• _Supplied information_:
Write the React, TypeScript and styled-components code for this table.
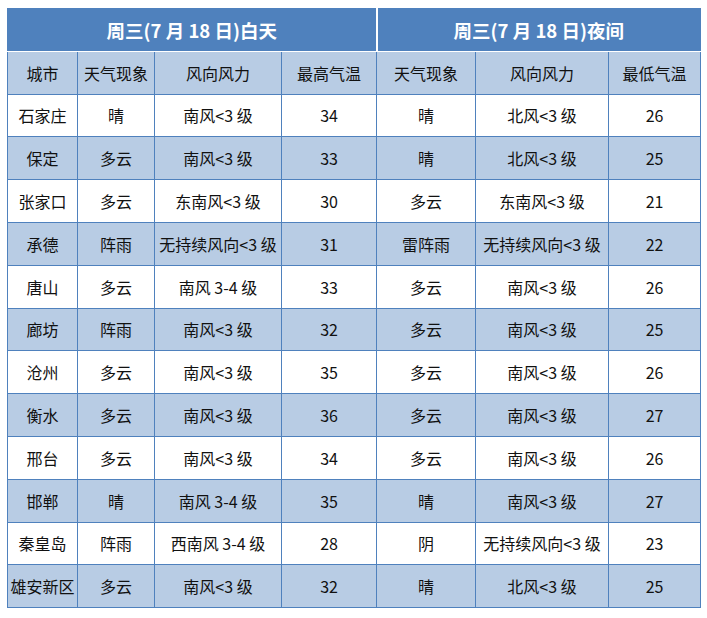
import React from 'react';
import styled, { createGlobalStyle } from 'styled-components';

const GlobalStyle = createGlobalStyle`
  body {
    margin: 0;
    background: #ffffff;
    font-family: "Noto Sans CJK SC", "Noto Sans", sans-serif;
  }
`;

const Page = styled.div`
  padding: 8px 0 0 7px;
`;

const Table = styled.table`
  border-collapse: collapse;
  table-layout: fixed;
  width: 694px;
  border: 1px solid #4f81bd;
`;

const HeadCell = styled.th`
  height: 41.8px;
  padding: 0;
  background: #4f81bd;
  color: #ffffff;
  font-size: 18.5px;
  font-weight: bold;
  border: 1px solid #4f81bd;
  border-bottom-color: #ffffff;

  & + & {
    border-left: 2px solid #ffffff;
  }
`;

const SubCell = styled.th`
  height: 41.8px;
  padding: 0;
  background: #b8cce4;
  color: #111111;
  font-size: 16px;
  font-weight: normal;
  border: 1px solid #4f81bd;
  border-top-color: #ffffff;
`;

const Row = styled.tr<{ shaded?: boolean }>`
  background: ${p => (p.shaded ? '#b8cce4' : '#ffffff')};
`;

const Cell = styled.td`
  height: 41.8px;
  padding: 0;
  text-align: center;
  color: #111111;
  font-size: 16px;
  white-space: nowrap;
  border: 1px solid #4f81bd;
`;

const widths = [70, 77, 127, 95, 99, 133, 92];

const subHeads = ['城市', '天气现象', '风向风力', '最高气温', '天气现象', '风向风力', '最低气温'];

const rows: string[][] = [
  ['石家庄', '晴', '南风<3 级', '34', '晴', '北风<3 级', '26'],
  ['保定', '多云', '南风<3 级', '33', '晴', '北风<3 级', '25'],
  ['张家口', '多云', '东南风<3 级', '30', '多云', '东南风<3 级', '21'],
  ['承德', '阵雨', '无持续风向<3 级', '31', '雷阵雨', '无持续风向<3 级', '22'],
  ['唐山', '多云', '南风 3-4 级', '33', '多云', '南风<3 级', '26'],
  ['廊坊', '阵雨', '南风<3 级', '32', '多云', '南风<3 级', '25'],
  ['沧州', '多云', '南风<3 级', '35', '多云', '南风<3 级', '26'],
  ['衡水', '多云', '南风<3 级', '36', '多云', '南风<3 级', '27'],
  ['邢台', '多云', '南风<3 级', '34', '多云', '南风<3 级', '26'],
  ['邯郸', '晴', '南风 3-4 级', '35', '晴', '南风<3 级', '27'],
  ['秦皇岛', '阵雨', '西南风 3-4 级', '28', '阴', '无持续风向<3 级', '23'],
  ['雄安新区', '多云', '南风<3 级', '32', '晴', '北风<3 级', '25'],
];

export default function App() {
  return (
    <Page>
      <GlobalStyle />
      <Table>
        <colgroup>
          {widths.map((w, i) => (
            <col key={i} style={{ width: w }} />
          ))}
        </colgroup>
        <thead>
          <tr>
            <HeadCell colSpan={4}>周三(7 月 18 日)白天</HeadCell>
            <HeadCell colSpan={3}>周三(7 月 18 日)夜间</HeadCell>
          </tr>
          <tr>
            {subHeads.map((h, i) => (
              <SubCell key={i}>{h}</SubCell>
            ))}
          </tr>
        </thead>
        <tbody>
          {rows.map((r, i) => (
            <Row key={i} shaded={i % 2 === 1}>
              {r.map((c, j) => (
                <Cell key={j}>{c}</Cell>
              ))}
            </Row>
          ))}
        </tbody>
      </Table>
    </Page>
  );
}
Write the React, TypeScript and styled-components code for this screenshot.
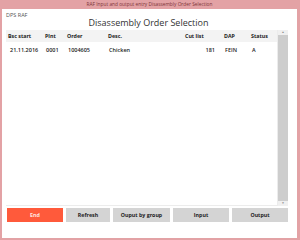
import styled, { createGlobalStyle } from 'styled-components';

const GlobalStyle = createGlobalStyle`
  html, body {
    margin: 0;
    padding: 0;
    background: #ffffff;
  }
  body {
    font-family: 'Open Sans', 'Noto Sans', sans-serif;
  }
`;

type Col = { key: string; label: string; right?: boolean; width: number };

const columns: Col[] = [
  { key: 'start', label: 'Bsc start', width: 37 },
  { key: 'plnt', label: 'Plnt', width: 22 },
  { key: 'order', label: 'Order', width: 41 },
  { key: 'desc', label: 'Desc.', width: 77 },
  { key: 'cut', label: 'Cut list', width: 39, right: true },
  { key: 'dap', label: 'DAP', width: 27 },
  { key: 'status', label: 'Status', width: 20 },
];

const rows = [
  { start: '21.11.2016', plnt: '0001', order: '1004605', desc: 'Chicken', cut: '181', dap: 'FEIN', status: 'A' },
];

const buttons = [
  { label: 'End', width: 56, danger: true },
  { label: 'Refresh', width: 44 },
  { label: 'Ouput by group', width: 57 },
  { label: 'Input', width: 56 },
  { label: 'Output', width: 56 },
];

export default function App() {
  return (
    <>
      <GlobalStyle />
      <Window>
        <TitleBar>RAF Input and output entry Disassembly Order Selection</TitleBar>
        <Body>
          <AppName>DPS RAF</AppName>
          <Heading>Disassembly Order Selection</Heading>
          <ListArea>
            <Table>
              <HeaderRow>
                {columns.map((c) => (
                  <Cell key={c.key} $width={c.width}>
                    {c.label}
                  </Cell>
                ))}
              </HeaderRow>
              {rows.map((r, i) => (
                <DataRow key={i}>
                  {columns.map((c) => (
                    <Cell key={c.key} $width={c.width} $pad={c.key === 'start' ? 2 : 1}>
                      {c.right ? <RightText>{r[c.key as keyof typeof r]}</RightText> : r[c.key as keyof typeof r]}
                    </Cell>
                  ))}
                </DataRow>
              ))}
            </Table>
            <Scrollbar>
              <Arrow>▲</Arrow>
              <Thumb />
              <Arrow>▼</Arrow>
            </Scrollbar>
          </ListArea>
          <ButtonRow>
            {buttons.map((b) => (
              <Button key={b.label} $width={b.width} $danger={b.danger}>
                {b.label}
              </Button>
            ))}
          </ButtonRow>
        </Body>
      </Window>
    </>
  );
}

const Window = styled.div`
  width: 300px;
  height: 240px;
  box-sizing: border-box;
  background: #e3a2a5;
  padding: 0 3px 2px 2px;
  display: flex;
  flex-direction: column;
`;
const TitleBar = styled.div`
  height: 9px;
  line-height: 9px;
  font-size: 4.8px;
  color: #7d3438;
  text-align: center;
  white-space: nowrap;
`;
const Body = styled.div`
  flex: 1;
  background: #ffffff;
  display: flex;
  flex-direction: column;
  padding: 0 0 0 4px;
`;
const AppName = styled.div`
  height: 8px;
  margin-top: 2px;
  font-size: 5.5px;
  line-height: 8px;
  color: #555555;
`;
const Heading = styled.div`
  height: 11px;
  margin-top: -2px;
  font-size: 9px;
  line-height: 11px;
  color: #333333;
  text-align: center;
  padding-right: 6px;
  white-space: nowrap;
`;
const ListArea = styled.div`
  margin-top: 2px;
  width: 282px;
  height: 176px;
  display: flex;
`;
const Table = styled.div`
  flex: 1;
  display: flex;
  flex-direction: column;
  border-right: 1px solid #ececec;
  border-bottom: 1px solid #ececec;
`;
const HeaderRow = styled.div`
  display: flex;
  height: 12px;
  align-items: center;
  background: #f3f3f3;
  font-weight: 700;
  font-size: 5.3px;
  color: #222222;
  padding-left: 2px;
`;
const DataRow = styled.div`
  display: flex;
  height: 16px;
  align-items: center;
  font-weight: 600;
  font-size: 5.5px;
  color: #222222;
  padding-left: 2px;
`;
const Cell = styled.div<{ $width: number; $pad?: number }>`
  width: ${(p) => p.$width}px;
  flex: none;
  white-space: nowrap;
  padding-left: ${(p) => p.$pad ?? 0}px;
  box-sizing: border-box;
`;
const RightText = styled.span`
  display: inline-block;
  width: 29px;
  text-align: right;
`;
const Scrollbar = styled.div`
  width: 10px;
  display: flex;
  flex-direction: column;
  align-items: center;
  background: #f0f0f0;
`;
const Arrow = styled.div`
  height: 5px;
  font-size: 3px;
  line-height: 5px;
  color: #8a8a8a;
`;
const Thumb = styled.div`
  flex: 1;
  width: 10px;
  background: #cdcdcd;
`;
const ButtonRow = styled.div`
  display: flex;
  gap: 3px;
  margin-top: 2px;
  padding-left: 1px;
`;
const Button = styled.div<{ $width: number; $danger?: boolean }>`
  width: ${(p) => p.$width}px;
  height: 14px;
  line-height: 14px;
  text-align: center;
  font-size: 5.3px;
  font-weight: 700;
  background: ${(p) => (p.$danger ? '#ff5a3b' : '#d4d4d4')};
  color: ${(p) => (p.$danger ? '#ffe6e0' : '#222222')};
  white-space: nowrap;
`;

• _Task requirements_: Omit all pictures, then copy the lines between the ones holding "for this screenshot." and "string; label: string;", inclusive.

• _Solution for this exercise_:
Write the React, TypeScript and styled-components code for this screenshot.
import styled, { createGlobalStyle } from 'styled-components';

const GlobalStyle = createGlobalStyle`
  html, body {
    margin: 0;
    padding: 0;
    background: #ffffff;
  }
  body {
    font-family: 'Open Sans', 'Noto Sans', sans-serif;
  }
`;

type Col = { key: string; label: string; right?: boolean; width: number };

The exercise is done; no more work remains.